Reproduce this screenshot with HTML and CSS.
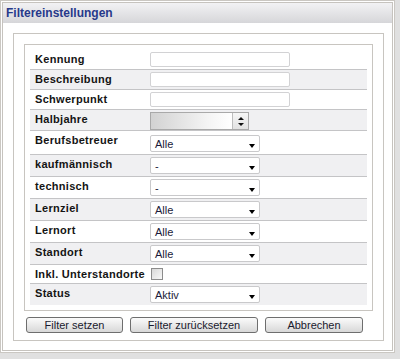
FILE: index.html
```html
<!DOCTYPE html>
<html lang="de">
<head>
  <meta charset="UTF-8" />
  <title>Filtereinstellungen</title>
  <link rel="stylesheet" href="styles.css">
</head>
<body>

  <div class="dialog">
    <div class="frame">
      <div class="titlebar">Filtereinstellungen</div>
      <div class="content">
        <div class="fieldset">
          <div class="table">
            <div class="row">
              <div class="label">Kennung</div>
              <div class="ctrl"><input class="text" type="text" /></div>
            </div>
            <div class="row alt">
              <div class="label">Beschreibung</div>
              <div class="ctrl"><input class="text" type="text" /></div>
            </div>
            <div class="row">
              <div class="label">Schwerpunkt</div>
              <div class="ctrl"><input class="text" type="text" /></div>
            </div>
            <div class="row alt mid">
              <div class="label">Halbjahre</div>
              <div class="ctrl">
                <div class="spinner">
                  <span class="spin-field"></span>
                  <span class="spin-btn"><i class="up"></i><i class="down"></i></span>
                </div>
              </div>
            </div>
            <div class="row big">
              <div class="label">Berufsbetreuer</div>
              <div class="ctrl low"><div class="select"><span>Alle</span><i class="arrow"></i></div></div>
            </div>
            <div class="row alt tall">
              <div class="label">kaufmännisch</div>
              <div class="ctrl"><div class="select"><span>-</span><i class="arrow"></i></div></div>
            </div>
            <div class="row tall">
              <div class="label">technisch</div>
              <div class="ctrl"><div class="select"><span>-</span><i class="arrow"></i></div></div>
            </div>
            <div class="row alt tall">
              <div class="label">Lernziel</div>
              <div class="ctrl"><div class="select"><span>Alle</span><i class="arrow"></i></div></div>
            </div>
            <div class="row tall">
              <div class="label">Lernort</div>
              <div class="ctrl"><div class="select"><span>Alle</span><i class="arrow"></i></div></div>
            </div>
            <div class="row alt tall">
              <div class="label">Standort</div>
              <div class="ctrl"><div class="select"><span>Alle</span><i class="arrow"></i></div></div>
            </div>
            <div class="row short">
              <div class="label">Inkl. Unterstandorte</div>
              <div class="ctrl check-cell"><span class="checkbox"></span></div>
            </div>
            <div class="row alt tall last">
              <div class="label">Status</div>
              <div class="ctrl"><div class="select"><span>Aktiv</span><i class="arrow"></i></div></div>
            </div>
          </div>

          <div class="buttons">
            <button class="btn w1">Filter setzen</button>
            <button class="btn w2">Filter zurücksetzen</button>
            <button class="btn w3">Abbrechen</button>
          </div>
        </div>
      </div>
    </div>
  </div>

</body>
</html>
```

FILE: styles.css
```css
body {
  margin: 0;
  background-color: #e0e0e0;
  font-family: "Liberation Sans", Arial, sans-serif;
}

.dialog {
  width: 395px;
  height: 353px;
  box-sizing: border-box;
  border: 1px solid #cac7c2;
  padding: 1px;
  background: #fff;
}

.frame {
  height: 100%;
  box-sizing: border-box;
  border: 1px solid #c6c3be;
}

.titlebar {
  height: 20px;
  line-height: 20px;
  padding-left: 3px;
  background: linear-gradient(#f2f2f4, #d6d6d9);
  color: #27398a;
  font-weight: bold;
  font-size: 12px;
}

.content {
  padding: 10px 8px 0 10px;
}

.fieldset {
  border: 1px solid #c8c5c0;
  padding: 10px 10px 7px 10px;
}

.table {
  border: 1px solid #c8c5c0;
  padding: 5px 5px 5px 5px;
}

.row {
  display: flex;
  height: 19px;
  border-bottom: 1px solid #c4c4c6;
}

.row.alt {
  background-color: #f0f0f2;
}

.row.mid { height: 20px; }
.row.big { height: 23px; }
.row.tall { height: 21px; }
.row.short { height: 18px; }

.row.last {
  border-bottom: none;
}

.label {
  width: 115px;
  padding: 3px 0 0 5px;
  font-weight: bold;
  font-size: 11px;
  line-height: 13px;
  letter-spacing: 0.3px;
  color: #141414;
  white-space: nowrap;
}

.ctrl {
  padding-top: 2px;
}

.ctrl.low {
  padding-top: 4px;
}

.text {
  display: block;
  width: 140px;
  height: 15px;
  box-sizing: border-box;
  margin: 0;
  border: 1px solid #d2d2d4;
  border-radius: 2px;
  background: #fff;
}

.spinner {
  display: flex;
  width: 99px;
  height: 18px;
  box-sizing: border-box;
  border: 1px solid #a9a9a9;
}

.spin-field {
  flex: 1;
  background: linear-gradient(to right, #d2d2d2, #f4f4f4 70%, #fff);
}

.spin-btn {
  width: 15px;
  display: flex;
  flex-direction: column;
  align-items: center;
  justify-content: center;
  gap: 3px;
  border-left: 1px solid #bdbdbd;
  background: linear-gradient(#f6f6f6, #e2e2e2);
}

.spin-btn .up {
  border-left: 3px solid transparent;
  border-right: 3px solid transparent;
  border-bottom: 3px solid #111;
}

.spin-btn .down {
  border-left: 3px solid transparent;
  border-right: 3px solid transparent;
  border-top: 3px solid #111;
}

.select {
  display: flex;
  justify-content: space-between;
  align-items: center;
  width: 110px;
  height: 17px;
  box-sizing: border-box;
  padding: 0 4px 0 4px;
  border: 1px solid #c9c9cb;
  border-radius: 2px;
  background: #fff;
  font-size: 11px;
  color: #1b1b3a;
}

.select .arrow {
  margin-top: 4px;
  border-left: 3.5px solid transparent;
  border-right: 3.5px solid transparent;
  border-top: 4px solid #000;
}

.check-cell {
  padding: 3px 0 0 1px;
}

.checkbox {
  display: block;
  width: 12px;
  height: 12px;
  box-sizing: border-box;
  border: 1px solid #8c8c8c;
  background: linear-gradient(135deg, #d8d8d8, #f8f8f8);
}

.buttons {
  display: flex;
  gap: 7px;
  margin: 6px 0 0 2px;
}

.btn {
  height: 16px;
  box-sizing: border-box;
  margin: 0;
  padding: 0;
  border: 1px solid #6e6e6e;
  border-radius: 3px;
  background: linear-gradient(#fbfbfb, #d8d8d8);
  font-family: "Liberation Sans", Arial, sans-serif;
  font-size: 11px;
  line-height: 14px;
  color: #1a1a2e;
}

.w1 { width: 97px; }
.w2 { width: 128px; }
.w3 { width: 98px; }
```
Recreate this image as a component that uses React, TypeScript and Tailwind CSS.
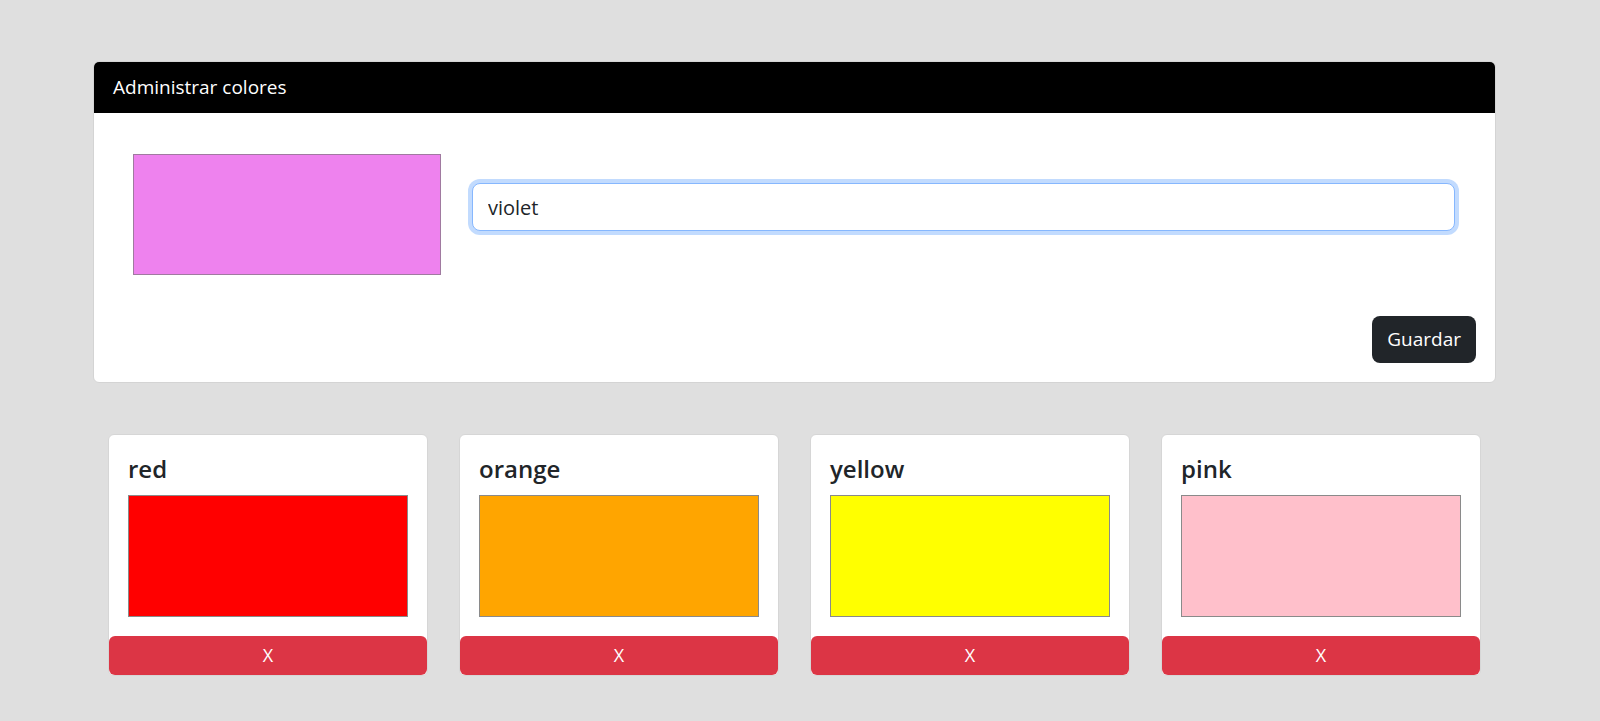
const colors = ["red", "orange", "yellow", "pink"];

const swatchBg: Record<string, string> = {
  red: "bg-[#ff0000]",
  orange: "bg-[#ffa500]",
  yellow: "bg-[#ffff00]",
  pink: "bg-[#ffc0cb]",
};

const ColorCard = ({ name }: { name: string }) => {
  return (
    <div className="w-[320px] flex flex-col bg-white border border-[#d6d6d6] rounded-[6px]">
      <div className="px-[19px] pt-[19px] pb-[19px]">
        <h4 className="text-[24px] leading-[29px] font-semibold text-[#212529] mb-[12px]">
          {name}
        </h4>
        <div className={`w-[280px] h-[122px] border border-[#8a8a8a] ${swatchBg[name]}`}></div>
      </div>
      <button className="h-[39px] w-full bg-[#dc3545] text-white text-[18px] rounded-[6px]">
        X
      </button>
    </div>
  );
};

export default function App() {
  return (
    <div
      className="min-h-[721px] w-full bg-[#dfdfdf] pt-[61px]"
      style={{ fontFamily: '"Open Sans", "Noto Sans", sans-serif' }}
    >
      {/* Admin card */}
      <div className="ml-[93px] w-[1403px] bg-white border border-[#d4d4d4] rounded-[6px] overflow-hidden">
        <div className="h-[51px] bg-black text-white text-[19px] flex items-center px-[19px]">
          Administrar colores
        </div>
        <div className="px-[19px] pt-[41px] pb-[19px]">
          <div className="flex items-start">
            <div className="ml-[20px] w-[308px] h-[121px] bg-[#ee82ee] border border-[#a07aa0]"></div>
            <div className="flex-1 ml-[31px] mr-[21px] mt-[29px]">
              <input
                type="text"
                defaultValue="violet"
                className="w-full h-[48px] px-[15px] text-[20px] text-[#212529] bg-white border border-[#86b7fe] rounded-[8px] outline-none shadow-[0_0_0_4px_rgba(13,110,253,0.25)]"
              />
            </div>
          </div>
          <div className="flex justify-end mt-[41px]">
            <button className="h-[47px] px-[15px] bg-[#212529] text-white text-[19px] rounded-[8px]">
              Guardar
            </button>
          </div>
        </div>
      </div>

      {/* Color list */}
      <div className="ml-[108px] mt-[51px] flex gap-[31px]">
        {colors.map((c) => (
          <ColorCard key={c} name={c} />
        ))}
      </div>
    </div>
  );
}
- - -
From the material above, copy each line that includes the word "this".

* [Written solution]
Reproduce this screenshot with HTML and CSS.
Recreate this image as a component that uses React, TypeScript and Tailwind CSS.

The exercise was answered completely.